Telecommunications is another industry that can benefit from AI as it races to adopt 5G wireless technology. Compared to today’s 4G networks, 5G allows you to download an entire season of “Stranger Things” in just three minutes on a mobile device, compared to three hours. 5G is more responsive, with 1 millisecond of latency, versus 10 milliseconds for 4G. It’s ultra-reliable.
“It is a revolution, and I don’t use that word lightly,” Buck said. “It gives us the opportunity to send enormous streams of data and respond in real time,” Buck said.
To help telcos and their customers make the most of 5Gs, NVIDIA last month launched the NVIDIA EGX Edge Supercomputing platform. Scalable and secure, these servers pack as many as four NVIDIA CUDA Tensor Core GPUs.
Smart cities can benefit from EGX, too.
Running NVIDIA’s Metropolis Internet of Things application framework as part of a pilot program, public safety officials in Dubuque, Iowa, picked out a vehicle driving the wrong way onto a freeway.
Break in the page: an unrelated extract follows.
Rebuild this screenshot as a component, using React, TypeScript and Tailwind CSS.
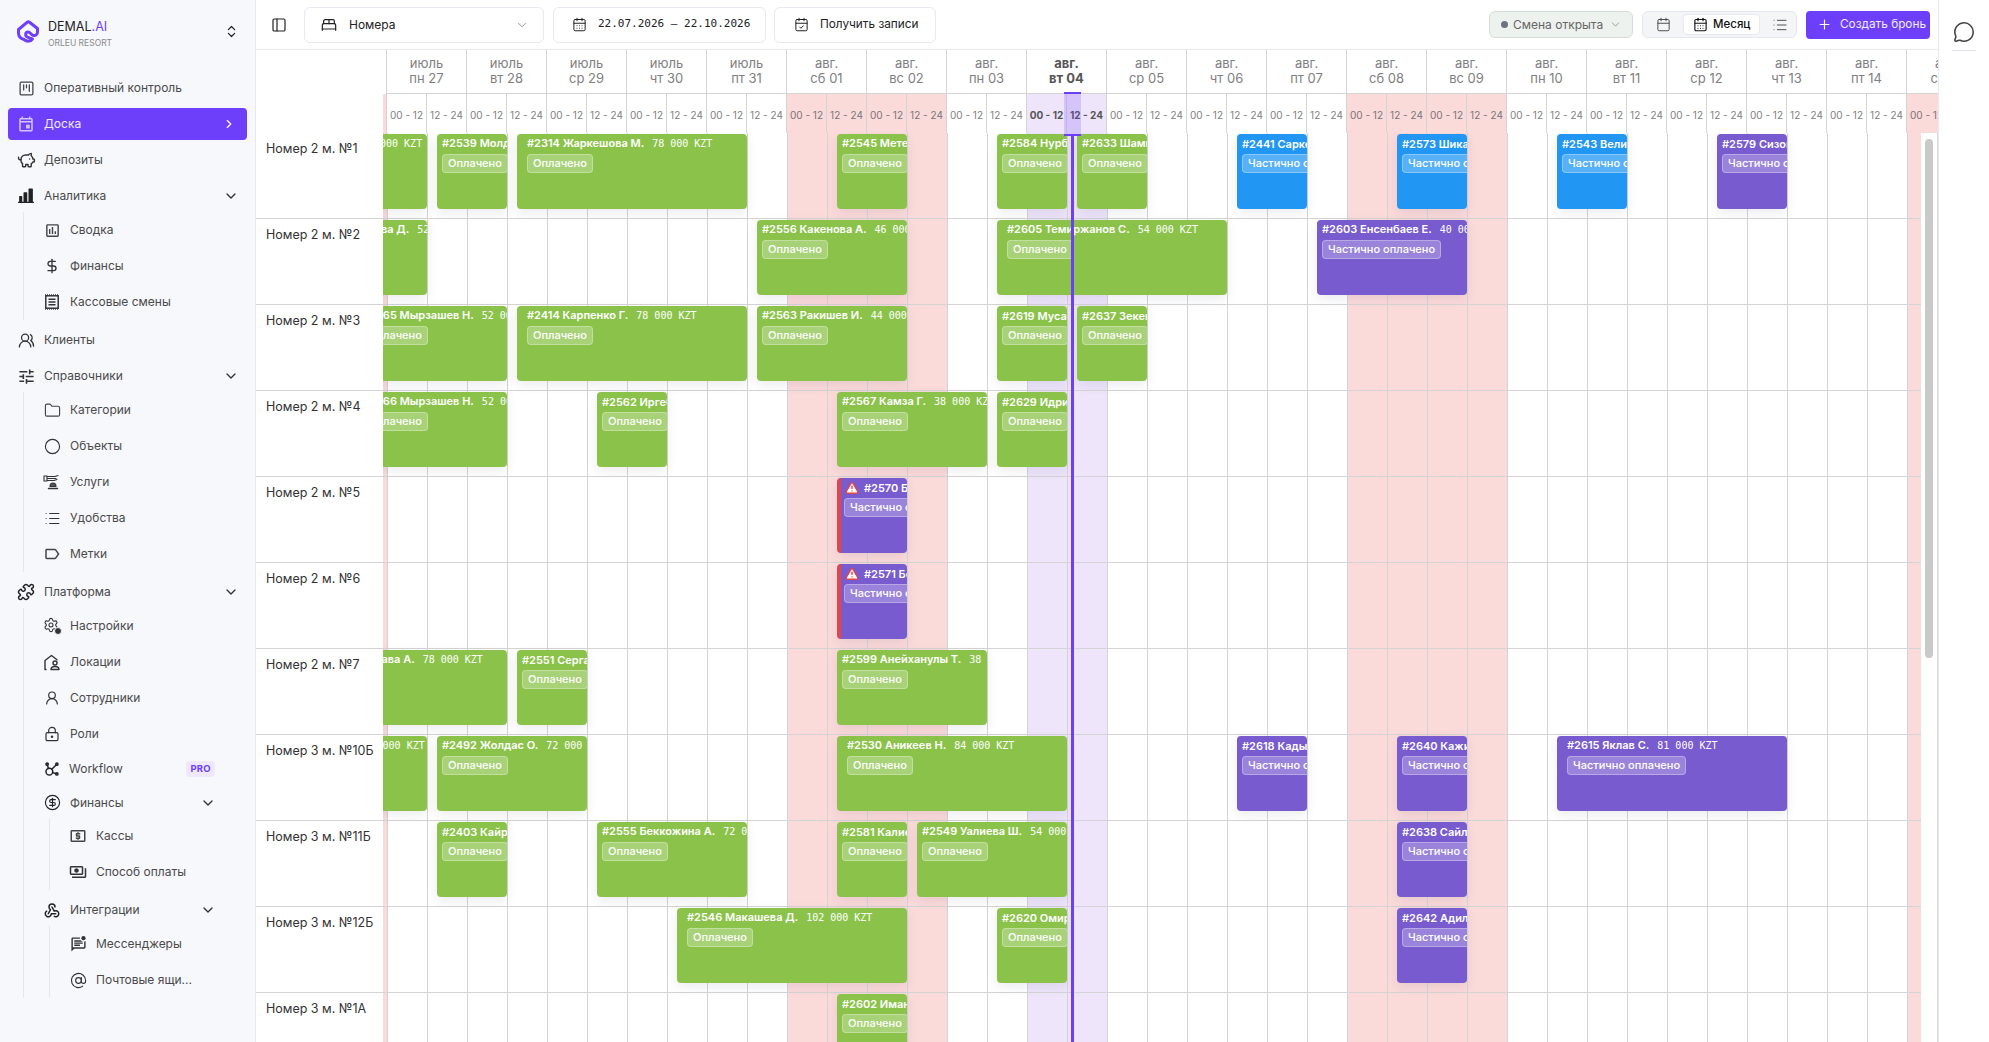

Of course, NVIDIA is working to help make cars smarter — safer — too. NVIDIA’s DRIVE autonomous vehicle platform spans everything from cars to trucks to robotaxis to industrial vehicles.
To enable safe development and deployment, NVIDIA built an end-to-end workflow to develop autonomous vehicles, including systems for collecting data, curating it, labeling it, training AI, replaying it and using it to simulate the performance of new systems in all kinds of scenarios.
“This is a much more deeper, richer stack than just traditional inference and training,” Buck said.
Lastly, robots are another area where NVIDIA is building tools that are unleashing a new wave of innovation. In the past, robots were very good at repetitive tasks. The future of robots, however, “is all about interaction,” Buck said.
These new generation of robots are being put to work in retail, agriculture and the food delivery business — slated to grow to $100 billion by 2025.
To enable all this, NVIDIA built Jetson, an end-to-end robotics platform that lets companies deploy new kinds of robots more quickly. It includes a complete software stack built onto a range of powerful SoCs, starting with the $99 Jetson Nano.
“This is going to be an exciting time for robotics,” Buck said.
It’s yet another example of how NVIDIA is bringing AI to vertical industries, with NVIDIA Clara for healthcare, NVIDIA Metropolis for smart cities and retail, NVIDIA DRIVE for autonomous vehicles, NVIDIA Omniverse for design and media, and NVIDIA Aerial for telcos.
“What’s going to take it to the next level is vertical platforms that allow the healthcare data scientist or smart city engineer to get access to this technology” Buck said.
It’s an effort that extends to help with workforce training through NVIDIA’s Deep Learning Institute. The DLI has just added 12 new courses, it’s already trained more than 180,000 AI workers. And it’s available to individuals, teams and universities.
“My goal and my mission is to help put AI to work not just to do amazing demos, but to help industries move to adopt AI,” Buck said.